High-paying factory jobs in the 1940s were an engine of egalitarian economic growth for a generation. Are there alternate forms of work organization that deliver similar benefits for frontline workers? Work organization varies by types of complexity and their degree of employer control. Technical and tacit knowledge tasks receive higher pay for signaling or developing human capital. Higher autonomy tasks elicit efficiency wages. To test these ideas, we match administrative earnings to task descriptions from job postings. We then compare earnings for workers hired into the same occupation and firm, but under different task allocations. When jobs raise task complexity and autonomy, new hires' starting earnings increase and grow faster. However, while half the earnings boost from complex, technical tasks is due to shifting worker selection, worker selection changes less for tacit knowledge tasks and very little for adding high autonomy tasks. We also study which employers provide these jobs: frontline tacit knowledge tasks are disproportionately in larger, profitable manufacturing and retail firms; technical tasks are in newer health and business services; and higher autonomy jobs are in smaller and fast-growing firms. These results demonstrate how organization-level allocations of tasks can undergird high-paying jobs for frontline workers.
- Earnings Effects of Direct Worker Voice in Production, with Nathan Wilmers (R&R at the Industrial and Labor Relations Review).

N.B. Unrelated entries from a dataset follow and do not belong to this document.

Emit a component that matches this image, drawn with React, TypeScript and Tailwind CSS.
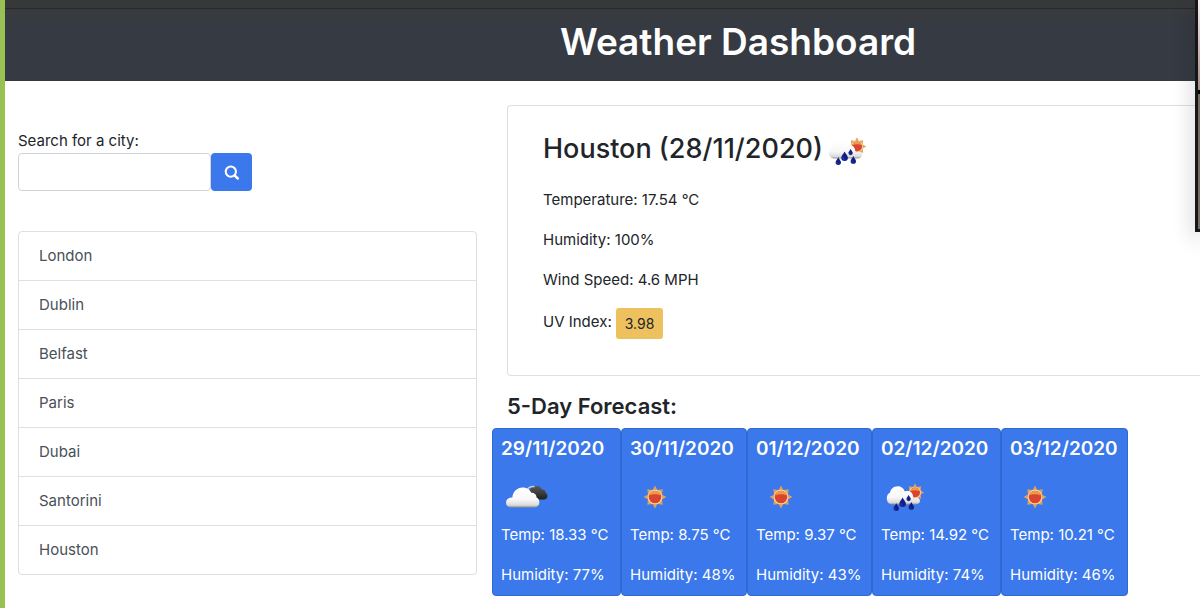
import { useState } from "react";

type IconName = "cloudy" | "sun" | "rain";

const cities = ["London", "Dublin", "Belfast", "Paris", "Dubai", "Santorini", "Houston"];

const forecast: { date: string; icon: IconName; temp: string; humidity: number }[] = [
  { date: "29/11/2020", icon: "cloudy", temp: "18.33", humidity: 77 },
  { date: "30/11/2020", icon: "sun", temp: "8.75", humidity: 48 },
  { date: "01/12/2020", icon: "sun", temp: "9.37", humidity: 43 },
  { date: "02/12/2020", icon: "rain", temp: "14.92", humidity: 74 },
  { date: "03/12/2020", icon: "sun", temp: "10.21", humidity: 46 },
];

const sunRays =
  "M0 -11.5L2.4 -7L7.7 -7.7L7 -2.4L11.5 0L7 2.4L7.7 7.7L2.4 7L0 11.5L-2.4 7L-7.7 7.7L-7 2.4L-11.5 0L-7 -2.4L-7.7 -7.7L-2.4 -7Z";
const cloudShape =
  "M6.5 10.5C6.8 4.5 11.5 0 17 0C21.5 0 24.6 2.5 25.8 5.6C29 5 31.3 7.6 31.2 10.6C33 11.5 34 13.2 34 15.5C34 18.8 31.8 21 28.5 21H5.5C2 21 0 18.8 0 15.8C0 12.8 2.6 10.5 6.5 10.5Z";
const dropShape = "M0 -4.2C1 -2 3 -.4 3 1.5A3 3 0 0 1 -3 1.5C-3 -.4 -1 -2 0 -4.2Z";

function Sun() {
  return (
    <>
      <path d={sunRays} fill="#dfa05c" />
      <circle r="7.3" fill="#f8dcae" />
      <circle r="6.3" fill="#d9452f" />
      <path d="M-5.8 -1.6A6 6 0 0 1 5.8 -1.6C2.5 -3.2 -2.5 -3.2 -5.8 -1.6Z" fill="#ee9a48" />
    </>
  );
}

function Drop() {
  return (
    <>
      <path d={dropShape} fill="#101f86" />
      <path d="M-1.6 1C-1.6 2.6 -.8 3.2 .2 3.4" fill="none" stroke="#3048c0" strokeWidth=".8" />
    </>
  );
}

function WeatherIcon({ name, id }: { name: IconName; id: string }) {
  return (
    <svg viewBox="0 0 50 50" className="size-[50px] shrink-0" aria-hidden="true">
      <defs>
        <linearGradient id={id} x1="0" y1="0" x2="0" y2="1">
          <stop offset="0" stopColor="#ffffff" />
          <stop offset=".6" stopColor="#f8f8f8" />
          <stop offset=".88" stopColor="#dcdcdc" />
          <stop offset="1" stopColor="#929292" />
        </linearGradient>
        <linearGradient id={`${id}-dark`} x1="0" y1="0" x2="0" y2="1">
          <stop offset="0" stopColor="#5a5a5a" />
          <stop offset="1" stopColor="#202020" />
        </linearGradient>
      </defs>
      {name === "sun" && (
        <g transform="translate(25 25)">
          <Sun />
        </g>
      )}
      {name === "cloudy" && (
        <>
          <g transform="translate(24 14)">
            <path d={cloudShape} fill={`url(#${id}-dark)`} transform="scale(.66 .64)" />
            <path d="M1.5 5C3 1.2 6.5 .2 9.6 .6" fill="none" stroke="#c9c9c9" strokeWidth="1.3" />
          </g>
          <path d={cloudShape} fill={`url(#${id})`} transform="translate(5 15.5) scale(.98 .95)" />
        </>
      )}
      {name === "rain" && (
        <>
          <g transform="translate(34 20.5) scale(.8)">
            <Sun />
          </g>
          <path
            d="M9 20.8C9.4 17 12.8 14.2 16.6 14.2C20.2 14.2 22.8 16.2 23.8 19.4C27.5 18.2 31.6 20 32.2 24.4C32.3 25.4 32.4 26 32.4 26.6C35.2 25 39 26 39 28.8C39 31 37 32.6 34.2 32.6H11.5C8 32.6 5.8 30 5.8 26.6C5.8 23.6 7 21.6 9 20.8Z"
            fill={`url(#${id})`}
          />
          <g transform="translate(15.3 35) scale(.9)">
            <Drop />
          </g>
          <g transform="translate(21.6 30) scale(1.1)">
            <Drop />
          </g>
          <g transform="translate(27.6 26) scale(.72)">
            <Drop />
          </g>
          <g transform="translate(30.3 33.8) scale(.9)">
            <Drop />
          </g>
        </>
      )}
    </svg>
  );
}

export default function App() {
  const [query, setQuery] = useState("");

  return (
    <div className="relative min-h-screen overflow-hidden border-l-5 border-[#98c052] bg-white font-['Inter','Liberation_Sans',sans-serif] text-[15px] text-[#212529]">
      <div className="h-[9px] border-b border-[#292a2c] bg-[#37383a]" />
      <header className="bg-linear-to-b from-[#383b3e] to-[#363a42] to-25% pt-[9px] pb-[15px] pl-[555px]">
        <h1 className="text-[37px] leading-[48px] font-semibold whitespace-nowrap text-white">Weather Dashboard</h1>
      </header>

      <div className="flex">
        <aside className="w-[487px] shrink-0 pt-12 pr-[15px] pl-[13px]">
          <form onSubmit={(e) => e.preventDefault()}>
            <label htmlFor="city" className="block leading-6">
              Search for a city:
            </label>
            <div className="flex">
              <input
                id="city"
                type="text"
                value={query}
                onChange={(e) => setQuery(e.target.value)}
                className="h-[38px] w-[193px] rounded border border-[#ced4da] px-3"
              />
              <button
                type="submit"
                aria-label="Search"
                className="flex h-[38px] w-[41px] items-center justify-center rounded bg-[#3a78eb] text-white"
              >
                <svg viewBox="0 0 16 16" className="size-4" fill="none" stroke="currentColor" aria-hidden="true">
                  <circle cx="6.8" cy="7.6" r="5.1" strokeWidth="2.1" />
                  <path d="M10.6 11.4L13.8 14.5" strokeWidth="2.5" strokeLinecap="round" />
                </svg>
              </button>
            </div>
          </form>

          <ul className="mt-10 divide-y divide-[#dfdfdf] rounded border border-[#dfdfdf] text-[#495057]">
            {cities.map((city) => (
              <li key={city}>
                <button type="button" className="block h-12 w-full px-5 text-left leading-6">
                  {city}
                </button>
              </li>
            ))}
          </ul>
        </aside>

        <main className="min-w-0 flex-1 pt-6">
          <section className="ml-[15px] rounded-l border border-r-0 border-[#dfdfdf] pt-5 pb-9 pl-[35px]">
            <div className="flex items-center">
              <h2 className="pb-1 text-[27px] leading-[34px] font-medium whitespace-nowrap">Houston (28/11/2020)</h2>
              <WeatherIcon name="rain" id="today" />
            </div>
            <div className="mt-3 flex flex-col gap-4 leading-6">
              <p>Temperature: 17.54 °C</p>
              <p>Humidity: 100%</p>
              <p>Wind Speed: 4.6 MPH</p>
              <p className="flex items-center gap-1">
                <span className="pb-1">UV Index:</span>
                <span className="rounded-[3px] bg-[#edc25e] px-[9px] py-[5px] text-sm leading-[21px]">3.98</span>
              </p>
            </div>
          </section>

          <h3 className="mt-4 ml-[15px] text-[22px] leading-[29px] font-semibold">5-Day Forecast:</h3>
          <div className="mt-[7px] grid grid-cols-[129px_126px_125px_129px_127px] pb-3">
            {forecast.map((day, i) => (
              <article
                key={day.date}
                className="rounded border border-[#3069d0] bg-[#3a78eb] p-2 whitespace-nowrap text-white"
              >
                <h4 className="text-[19px] leading-6 font-semibold">{day.date}</h4>
                <div className="mt-2 h-[54px] pt-[3px]">
                  <WeatherIcon name={day.icon} id={`day-${i}`} />
                </div>
                <p className="leading-6">Temp: {day.temp} °C</p>
                <p className="mt-4 leading-6">Humidity: {day.humidity}%</p>
              </article>
            ))}
          </div>
        </main>
      </div>

      <div
        aria-hidden="true"
        className="absolute top-0 right-0 flex h-58 w-[5px] flex-col border-b-3 border-l-3 border-[#141617] shadow-[0_6px_20px_rgba(0,0,0,0.4)]"
      >
        <div className="h-[90px] bg-linear-to-b from-[#f7eeee] to-[#a88d86]" />
        <div className="h-1 bg-black" />
        <div className="flex-1 bg-[#766d63]" />
      </div>
    </div>
  );
}
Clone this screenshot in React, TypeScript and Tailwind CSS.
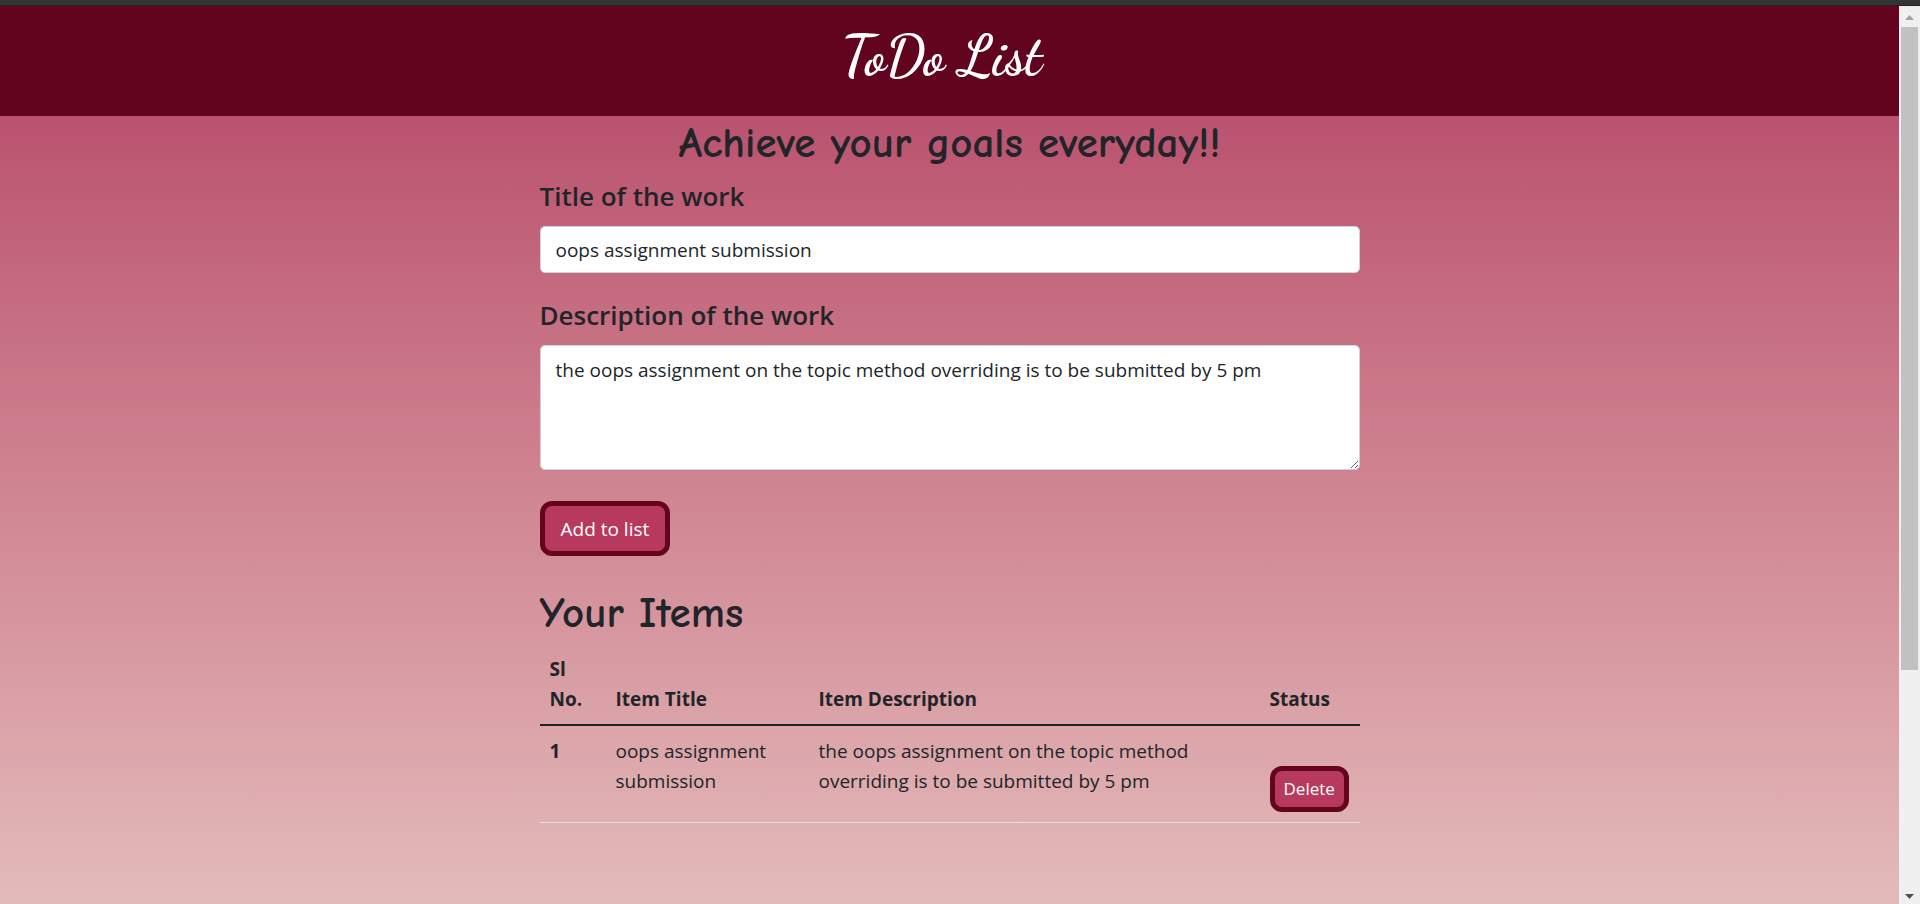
import { useState } from "react";

const body = "font-['Segoe_UI','Open_Sans','Noto_Sans',sans-serif]";
const comic =
  "font-['Comic_Sans_MS','Comic_Neue','Open_Sans',cursive] text-[43px] leading-[54px] font-bold";
const label = "block text-[26px] leading-[36px] font-semibold";
const action =
  "border-[5px] border-[#64041f] bg-[#b73a5e] text-white rounded-xl cursor-pointer";

type Item = { title: string; description: string };

function ScrollRail() {
  return (
    <div className="flex w-[21px] shrink-0 flex-col bg-[#f0f0f0] px-[2px]" aria-hidden="true">
      <svg className="h-[21px] w-[17px] shrink-0" viewBox="0 0 17 21">
        <path d="M4 14 L8.5 9 L13 14 Z" fill="#a3a3a3" />
      </svg>
      <div className="grow-[643] basis-0 bg-[#c1c1c1]" />
      <div className="grow-[213] basis-0" />
      <svg className="h-[21px] w-[17px] shrink-0" viewBox="0 0 17 21">
        <path d="M4 11 L8.5 16 L13 11 Z" fill="#505050" />
      </svg>
    </div>
  );
}

export default function App() {
  const [title, setTitle] = useState("oops assignment submission");
  const [description, setDescription] = useState(
    "the oops assignment on the topic method overriding is to be submitted by 5 pm",
  );
  const [items, setItems] = useState<Item[]>([{ title, description }]);

  return (
    <div className={`flex min-h-screen flex-col text-[#212529] ${body}`}>
      <div className="h-[6px] border-b border-[#222] bg-[#343434]" />
      <div className="flex grow">
        <div className="flex grow flex-col bg-linear-to-b from-[#ba526f] from-12% to-[#e3bbbb]">
          <header className="flex h-[110px] justify-center bg-[#62041e] pt-4 pr-4">
            <h1 className="font-['Dancing_Script','Liberation_Serif',cursive] text-[56px] leading-[68px] font-bold text-white">
              ToDo List
            </h1>
          </header>
          <main className="mx-auto w-full max-w-[820px]">
            <h2 className={`text-center ${comic}`}>Achieve your goals everyday!!</h2>
            <form
              onSubmit={(e) => {
                e.preventDefault();
                setItems([...items, { title, description }]);
              }}
            >
              <label htmlFor="title" className={`mt-2 ${label}`}>
                Title of the work
              </label>
              <input
                id="title"
                value={title}
                onChange={(e) => setTitle(e.target.value)}
                className="mt-3 block h-[47px] w-full rounded-[5px] border border-[#ced4da] bg-white px-[15px] text-[19px] leading-[30px]"
              />
              <label htmlFor="description" className={`mt-6 ${label}`}>
                Description of the work
              </label>
              <textarea
                id="description"
                value={description}
                onChange={(e) => setDescription(e.target.value)}
                className="mt-3 block h-[125px] w-full rounded-[5px] border border-[#ced4da] bg-white px-[15px] py-[9px] text-[19px] leading-[30px]"
              />
              <button type="submit" className={`mt-[31px] block h-[55px] px-4 text-[19px] leading-[30px] ${action}`}>
                Add to list
              </button>
            </form>
            <h2 className={`mt-[30px] ${comic}`}>Your Items</h2>
            <table className="mt-1 w-full table-fixed border-collapse text-[19px] leading-[30px]">
              <colgroup>
                <col className="w-[66px]" />
                <col className="w-[203px]" />
                <col />
                <col className="w-[100px]" />
              </colgroup>
              <thead>
                <tr className="border-b-2 border-[#212529] text-left align-bottom">
                  <th className="p-[10px]">Sl No.</th>
                  <th className="p-[10px]">Item Title</th>
                  <th className="p-[10px]">Item Description</th>
                  <th className="p-[10px]">Status</th>
                </tr>
              </thead>
              <tbody>
                {items.map((item, i) => (
                  <tr key={i} className="border-b border-[#dee2e6] text-left align-top">
                    <th className="p-[10px]">{i + 1}</th>
                    <td className="p-[10px]">{item.title}</td>
                    <td className="p-[10px]">{item.description}</td>
                    <td className="p-[10px] pt-[40px]">
                      <button
                        type="button"
                        onClick={() => setItems(items.filter((_, n) => n !== i))}
                        className={`block h-[46px] px-[9px] text-[17px] leading-[26px] ${action}`}
                      >
                        Delete
                      </button>
                    </td>
                  </tr>
                ))}
              </tbody>
            </table>
          </main>
        </div>
        <ScrollRail />
      </div>
    </div>
  );
}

Direct worker voice in production could boost productivity and strengthen the bargaining position of production workers. Or it could be a way that employers appropriate workers' knowledge and expertise, thereby weakening workers' position. Using a survey of 30,000 US manufacturing establishments matched to administrative records of worker earnings and business performance, we find that employers using worker voice pay workers more and have higher productivity. Even conditional on workers' human capital and establishment characteristics, workplaces using worker voice pay a small earnings premium. One third of this premium is due to increased productivity; the remaining two thirds of the premium reflects greater worker bargaining power. This analysis provides evidence that worker voice in production supports increased earnings for production workers.
- Racial Inequality and Bureaucracy in US Manufacturing, with Nathan Wilmers (under review at Management Science).
Amid persistent racial inequality, bureaucratic work organization promises fairness: rules and oversight limit racial prejudice. Yet research showing apparent positive effects of bureaucracy for Black workers does not adjust for worker selection. In this project, we compare Black-White earnings inequality in workplaces with two types of bureaucratic organization: structured management practices or unionization. We do so by matching a large survey of US manufacturing establishments to employer-employee linked earnings data. Both types of bureaucratic workplaces pay relatively more to Black workers than do non-bureaucratic workplaces. This holds even within narrow industries and labor markets and among firms of a similar size and productivity level. However, bureaucracy's disproportionate pay advantages for Black workers stem largely from bureaucratic workplaces more positively selecting Black workers. For structured management practice workplaces, this is due mainly to the disproportionately lower ability of exiting Black workers, rather than to differences in hiring. This project shows how apparent inequality effects of employer practices can be driven by worker selection.
- Conform and Oppose through Numbers: Alternative Organizing and Formative Quantification at the International Cooperative Alliance, with B. Huybrechts, T. Nelson, F. Dufays, and N. O’Shea (2nd R&R at the Journal of Management Studies).
Alternative organizations stand in contrast to dominant business values and practices of contemporary capitalism, yet they must simultaneously work within that system. The stress inherent in this position, a dynamic state we name a conform and oppose tension, is particularly salient when a group of alternative organizations join together to advocate their presence and values to gain standing within an environment that they are challenging. Through a study of quantification efforts at the International Cooperative Alliance (2004-2021), the apex organization for the global cooperative movement, we explore the oscillation process that results in the ICA actively and reactively being reshaped over time. Supplementing the prior literature’s focus on quantification as third-party evaluation, we conceptualize formative quantification as a process to negotiate differing value systems. Core to this process is conform and oppose filtering, whereby the quantifier negotiates validity and valorization claims central to its efforts to gain standing and represent the interests and values of the quantified. Our model of formative quantification contributes to contemporary research on alternative organizations and on organizational quantification.
PREPARING FOR SUBMISSION
- Corporate Ownership Change, Relational Contracts, and Employee Belonging, with Victoria Zhang (MIT). Accepted for presentation at the 2023 AOM & 2023 SMS conferences.
- Financial Ownership, Corporate Debt, and Investment in Workers: Testing the Necessity of the
Public Market Mechanism Using Retirement Plan Data. Revising dissertation chapter.
- From the Valley of Death: Ownership and the Realization of Science-to-Commerce Transfer. MA
thesis, integrating with Census data.
I am also developing a series of papers using the confidential Census/IRS data in different ways to advance the organizational theory of ownership, business performance, and worker earnings and job mobility.